Shared ground
Hebrews 2:1–4 is the first major warning that follows the claim that God’s final and greatest message has come “through the Son” (Hebrews 1). The writer’s main point is straightforward: since the Son is greater than angels, the message associated with the Son carries greater weight, so ignoring it is more serious.
The passage pictures the danger as gradual rather than sudden: people can “drift away” from what they already heard. The comparison assumes an earlier, reliable word “spoken through angels” that brought real consequences when violated. On that shared premise, the writer argues that neglecting a greater deliverance raises an even more urgent question about “escape.”
The writer also grounds the message historically. It began with the Lord’s own speaking, was confirmed to later recipients by those who heard him directly (having heard), and God publicly supported this witness by “signs and wonders,” “various works of power,” and Spirit-distributed gifts given as God chose.
Where interpretation differs (only where needed)
Two questions draw different readings.
First, what is the “word spoken through angels”? Many take it as the law given at Sinai, based on a known Jewish way of talking about angels involved in giving the law. Others take it more broadly as earlier divine messages mediated by angels, not limited to Sinai.
Second, what kind of outcome is in view when the writer asks, “how will we escape”? Some read this mainly as final judgment language. Others read it more generally as unavoidable divine consequences that can include judgment but also encompass serious temporal outcomes.
Why the disagreement exists
The text uses shared assumptions without spelling out details. It does not name Sinai, Moses, or a specific episode; it simply appeals to a known “through angels” framework and to the observed reliability of consequences. Likewise, “escape” and “neglect” are stated as a warning question without defining the time frame or the exact form of consequence.

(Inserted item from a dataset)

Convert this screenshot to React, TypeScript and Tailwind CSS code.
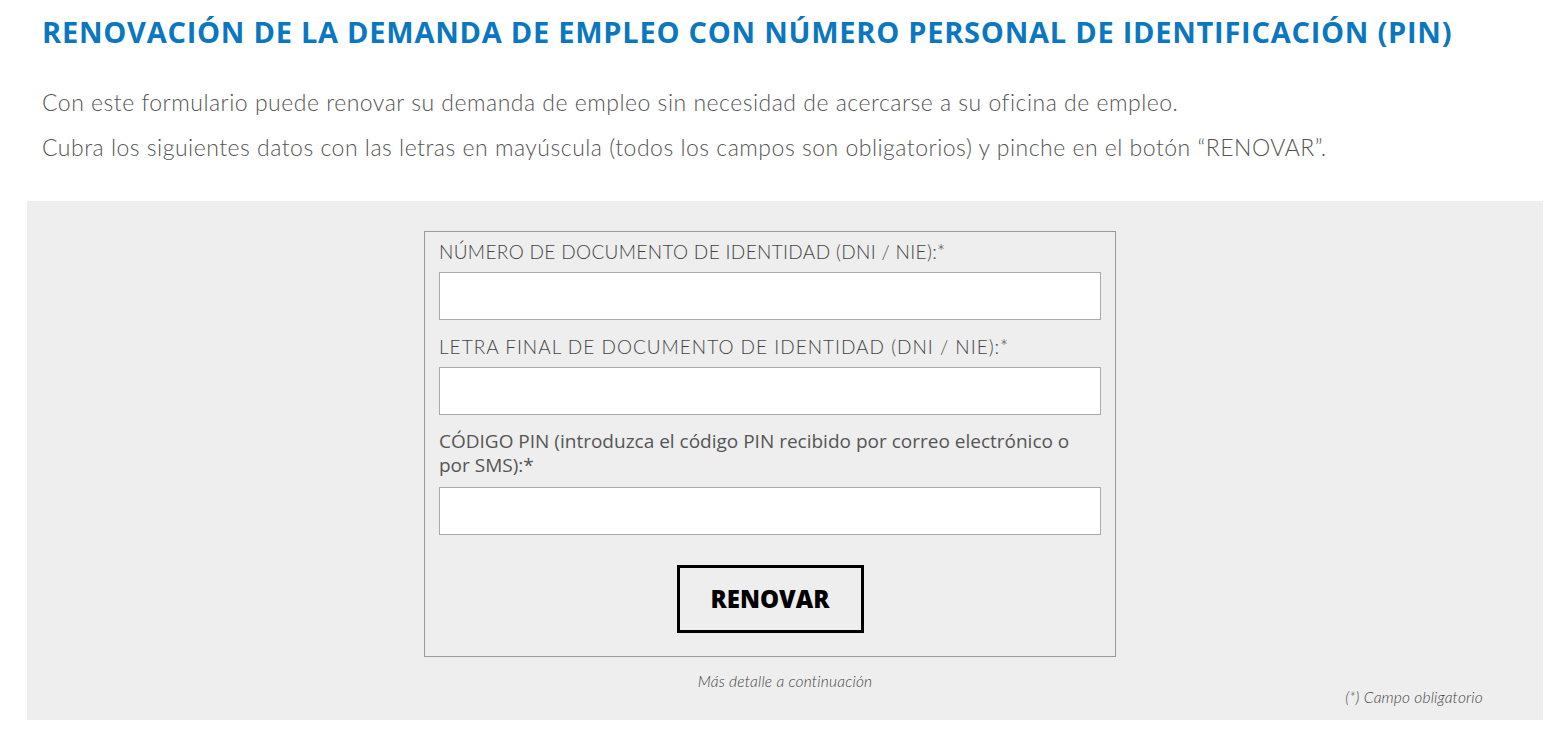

What this passage clearly contributes
Explicitly, the passage establishes (1) the real possibility of gradual drifting from the heard message, (2) the higher accountability attached to the Son’s message compared to earlier mediated words, and (3) the public, multi-layered confirmation of the gospel announcement: from the Lord, to direct hearers, to later recipients, with God’s own witness through powerful acts and Spirit-given distributions. These claims support the letter’s wider argument that the audience stands under a more weighty revelation and therefore faces a more serious danger in neglecting it (Hebrews 2:1–4).